Member Reviews
In his upcoming novel, Saint of the Narrows Street (2025), Boyle chronicles life in 1980’s Brooklyn, a project that has continued through a number of his novels, including Gravesend (2013), the Lonely Witness (2018), A Friend is a Gift You Give Yourself (2019), City of Margins (2020), Shoot the Moonlight Out (2021), each offering new characters caught up in a world of trouble.
This particular novel is not a mystery as the crime at issue – if indeed it is a crime – occurs rather quickly and the focus is on the decisions made thereafter to cover up what happened and bury the body and the guilt the survivors feel for decades following. Indeed, as the story opens, we learn that the two sisters, 28-year-old new mother Risa and her younger sister 24-year-old Giula, are sort of in opposite worlds. Giulia is still “full of life, like the world can break her and she’ll bounce back no problem.” Risa, in contrast, is sweating in the kitchen with clammy hands and dealing with a screaming infant (Fab) and a horribly abusive marriage with Sav that she knew from the get-go was the wrong move, but went with it anyway. Sav had been revealed as a bad man as soon as they married, now he is a drunk who runs around openly with a neighborhood floozy Sandra, and for fun pointed a gun at Risa and Fab, laughing as he pulled the trigger on an empty chamber. The trouble explodes though when he comes back later that evening, drunk, sloppy, boasting that he would take off with Sandra, and when one things leads to another, has Giulia by the throat and Risa reacts quickly clocking Sav with a heavy cast-iron pan that was still warm.
It is then that the story turns from just another abused housewife story to a crime fiction tale as Risa quickly decides that cannot afford to pay the price she might have to if she calls the ambulance and the authorities. With a newborn infant, she cannot imagine a jail cell for the rest of her life and Fab without a mother. Is this destiny pre-ordained or a series of decisions she made that led up to this day? What do the two women do now? Do they dig a hole in the yard? Do they run for the hills with the infant in tow? Do they drink wine as Sav’s life blood pours out on the floor, pondering what to do? Do they simply brazen it out and claim innocently Sav disappeared into the mist and they don’t know where he went?
This dilemma sets the stage for the rest of the novel and, indeed, the rest of their lives. They feel some guilt because they are not sue how much of this was purposeful and intentional and how much was something Sav deserved because of who he was and how he treated Risa. The decisions they make on this fateful night envelope them forever and particularly when there are whispers in the neighborhood about what happened and whether something was intended and when Fab eventually asks questions that cannot be answered or can be answered but only with answers that no one can possibly admit and live with.

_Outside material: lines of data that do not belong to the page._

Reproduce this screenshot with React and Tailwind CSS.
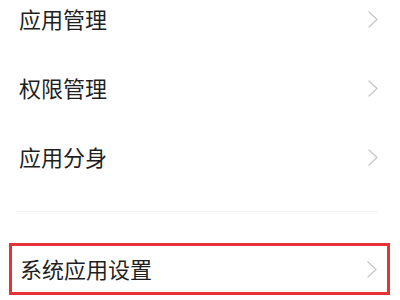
import React from "react";

function Chevron() {
  return (
    <svg width="10" height="17" viewBox="0 0 10 17" fill="none" className="shrink-0">
      <polyline points="1,1 9,8.5 1,16" stroke="#c9c9c9" strokeWidth="1.4" strokeLinecap="round" strokeLinejoin="round" />
    </svg>
  );
}

function Row({ label }) {
  return (
    <div className="h-[69px] flex items-center justify-between pl-[19px] pr-[22px]">
      <span className="text-[22px] leading-none text-[#1f1f1f] pb-[4px]">{label}</span>
      <Chevron />
    </div>
  );
}

export default function App() {
  return (
    <div
      className="w-[400px] h-[300px] overflow-hidden bg-white"
      style={{ fontFamily: '"Noto Sans CJK SC", "Noto Sans", sans-serif' }}
    >
      <div className="-mt-[15px]">
        <Row label="应用管理" />
        <Row label="权限管理" />
        <Row label="应用分身" />
      </div>
      <div className="mt-[19px] ml-[16px] mr-[22px] h-px bg-[#f2f2f2]" />
      <div className="mt-[31px] ml-[9px] w-[381px] h-[52px] border-[3px] border-[#e63338] flex items-center justify-between pl-[8px] pr-[10px]">
        <span className="text-[22px] leading-none text-[#1f1f1f] pb-[2px]">系统应用设置</span>
        <Chevron />
      </div>
    </div>
  );
}
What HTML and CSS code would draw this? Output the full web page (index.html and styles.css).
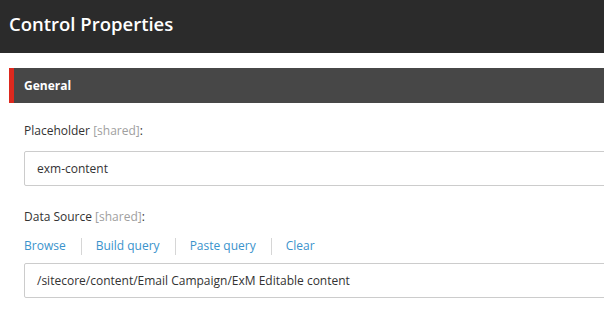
FILE: index.html
```html
<!DOCTYPE html>
<html>
<head>
<meta charset="utf-8">
<link rel="stylesheet" href="styles.css">
</head>
<body>
<div class="page">
  <header class="topbar">
    <h1 class="title">Control Properties</h1>
  </header>
  <section class="section">
    <div class="section-head">General</div>
    <div class="section-body">
      <div class="field">
        <div class="label">Placeholder <span class="muted">[shared]</span>:</div>
        <div class="input">exm-content</div>
      </div>
      <div class="field field-second">
        <div class="label">Data Source <span class="muted">[shared]</span>:</div>
        <div class="actions">
          <a class="action">Browse</a>
          <span class="sep"></span>
          <a class="action">Build query</a>
          <span class="sep"></span>
          <a class="action">Paste query</a>
          <span class="sep"></span>
          <a class="action">Clear</a>
        </div>
        <div class="input input-second">/sitecore/content/Email Campaign/ExM Editable content</div>
      </div>
    </div>
  </section>
</div>
</body>
</html>
```
FILE: styles.css
```css
html, body {
  margin: 0;
  padding: 0;
  background: #ffffff;
  overflow: hidden;
}
body {
  font-family: "Open Sans", "Noto Sans", sans-serif;
  color: #333333;
}
.page {
  width: 604px;
  height: 310px;
  overflow: hidden;
}
.topbar {
  height: 53px;
  background: #2b2b2b;
  box-sizing: border-box;
  padding: 12px 0 0 9px;
}
.title {
  margin: 0;
  font-size: 18.5px;
  line-height: 24px;
  font-weight: 600;
  color: #ffffff;
}
.section {
  margin-top: 15px;
  margin-left: 9px;
}
.section-head {
  height: 35px;
  line-height: 35px;
  background: #474747;
  border-left: 5px solid #dc291e;
  padding-left: 10px;
  font-size: 12px;
  font-weight: 700;
  color: #ffffff;
}
.section-body {
  padding: 19px 0 0 15px;
}
.label {
  font-size: 12px;
  line-height: 18px;
  color: #333333;
  margin-bottom: 11px;
}
.muted {
  color: #a0a0a0;
}
.input {
  width: 640px;
  height: 35px;
  box-sizing: border-box;
  border: 1px solid #cccccc;
  border-radius: 2px;
  padding-left: 12px;
  font-size: 12px;
  line-height: 34px;
  color: #333333;
}
.field-second {
  margin-top: 22px;
}
.field-second .label {
  margin-bottom: 11px;
}
.actions {
  display: flex;
  align-items: center;
  height: 18px;
  margin-bottom: 8px;
}
.action {
  font-size: 12px;
  line-height: 18px;
  color: #3a93cc;
}
.sep {
  width: 1px;
  height: 17px;
  background: #d6d6d6;
  margin: 0 14px 0 15px;
}
```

Saint of the Narrows Street is a powerfully written character study.
Thank you to Net Galley and Soho Press for an early copy of Saint of the Narrows Street by William Boyle
The title of this novel Saint of the Narrows Street represents an ironic thought process as readers will wonder throughout the story where can any saint be found. This Italian-American saga set in Brooklyn on a narrow stretch of a neighborhood teems with small-time mobsters, hit men, gamblers and abusers. There is not one page of joy in the entire novel, but it is a very worthwhile read as it examines the negative effects that actions have on family, friends and even strangers.
The story revolves around two sisters, Risa and Giulia, and the cruel and indelible marks left behind following their responsibility in the death and cover-up of Risa's abusive husband, aided by male family friend Chooch. Though a baby at the time of his father's death, Fab (Fabrizio) will obsess about the father he does not know, leading to tragic consequences; a senseless act of revenge causes the death of Risa's in-laws and a mother (Risa) is cast forever in a kind of limbo.
Saint of the Narrows Street is meticulous in its detailing of life in this small Brooklyn neighborhood with characters so carefully drawn and developed that their authenticity is never in question.
everything william boyle puts out goes to the top of my TBR. his grip on the nuance of modern noir and the heart of new york will always be a hitmaker. i loved it
Mesmerising characters, deceits, evasions.
Saint of the Narrows Street is a brilliant character driven novel. We follow the 18 years of Risa, her sister Guilia, Chooch and her son Fab after she kills (albeit accidentally and deservedly) her husband Sav.
We jump in parts as Fab moves from a baby, to a young child, a pre-teen and finally 18 and see the toll of keeping such a secret from their family and the tight Brooklyn community they live in.
Beautifully written, realistic flawed characters, a highly recommended read.
Thanks to NetGalley, Soho Crime and the author for an ARC of this book in return for an honest review.